Three days after Mr. Turner was re-admitted, his niece filed suit alleging that negligent care had caused the injuries that led to Mr. Turner’s hospitalization and cost him a leg.  More hospitalizations followed, and in April, 2020, Mr. Turner returned to Aperion for hospice care.  He died days later.  His niece, now acting as administrator of his estate, sought to bring a lawsuit, alleging negligent care and treatment and seeking recovery under two Illinois statues.  Aperion moved to dismiss and compel arbitration on the Nursing Home Care Act claim.  The trial court denied the motion, finding the entire 120-page agreement to be both procedurally and substantively unconscionable.

Ill Appellate - 1st District In Turner v. Concord Nursing and Rehabilitation Center, LLC, an Illinois appellate court affirmed the trial court’s ruling, noting that severing the unconscionable parts of the agreement from the rest was not an available remedy in this case.  Under Illinois law a contract is procedurally unconscionable due to unequal bargaining power when “after considering all of the circumstances, a court determines disputed contract terms were ‘so difficult to find, read, or understand that the plaintiff cannot fairly be said to have been aware [he or she] was agreeing to [them].’” 

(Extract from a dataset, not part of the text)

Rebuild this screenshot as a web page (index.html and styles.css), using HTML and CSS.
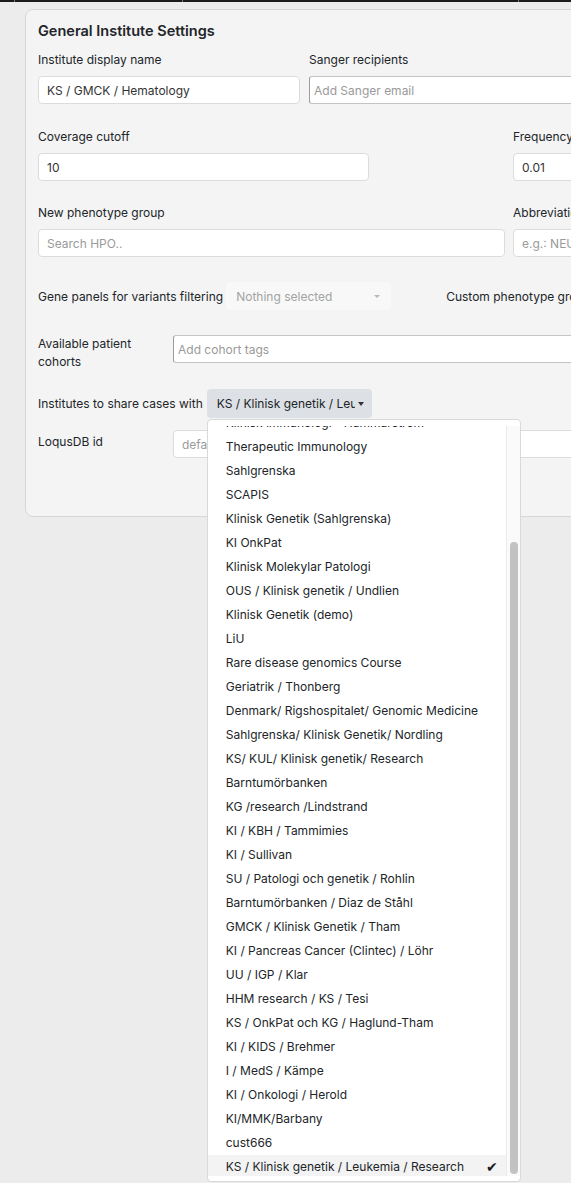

Here, Aperion’s witness testified that she spent an hour going through the forms with Mr. Turner and that he seemed cogent and indicated that he understood what he was signing.  The form itself specified that agreeing to arbitration was not a precondition to admission to the facility.  Nonetheless, the trial court found, and the appellate court affirmed the finding, that the conditions under which Mr. Turner agreed to arbitration were procedurally unconscionable.  Aperion could not satisfy the court that Mr. Turner was advised or understood that he did not have to sign, nor could it show that its employee made clear to Mr. Turner his right to consult an attorney before signing.

An agreement is substantively unconscionable when “the contract terms are so one-sided that they oppress or unfairly surprise an innocent party and create an overall imbalance in the obligations and rights imposed by the bargain and a significant cost-price disparity.”  Applying this test, the court found the agreement’s provision on attorneys’ fees and limitation on damages substantively unconscionable.  

One might think that the court could eliminate those substantively unconscionable provision sand yet otherwise retain the arbitration clause, as requiring both parties to arbitrate is not one-sided, oppressive, or surprising.  The court did not have to reach that issue, because it was not raised at trial.  Nonetheless, the court concluded,

Aperion, the drafting party, structured the rider to make a claim against it expensive to bring and bar a full recovery of attorney’s fees and costs. Under these circumstances, the modifications to render the agreement enforceable cannot be viewed as minor.

And so, the parties will proceed to litigation — or settle.  It is not entirely clear to me, given that the court has eliminated the unconscionable elements of the agreement and Ms. Turner does not seem to have raised any substantive objections to the arbitral forum, why a plaintiff would have a strong preference for litigation over arbitration in this context.  I would be most interested in hear in the comments if people have views on the relative advantages or disadvantages of arbitration in cases like this one.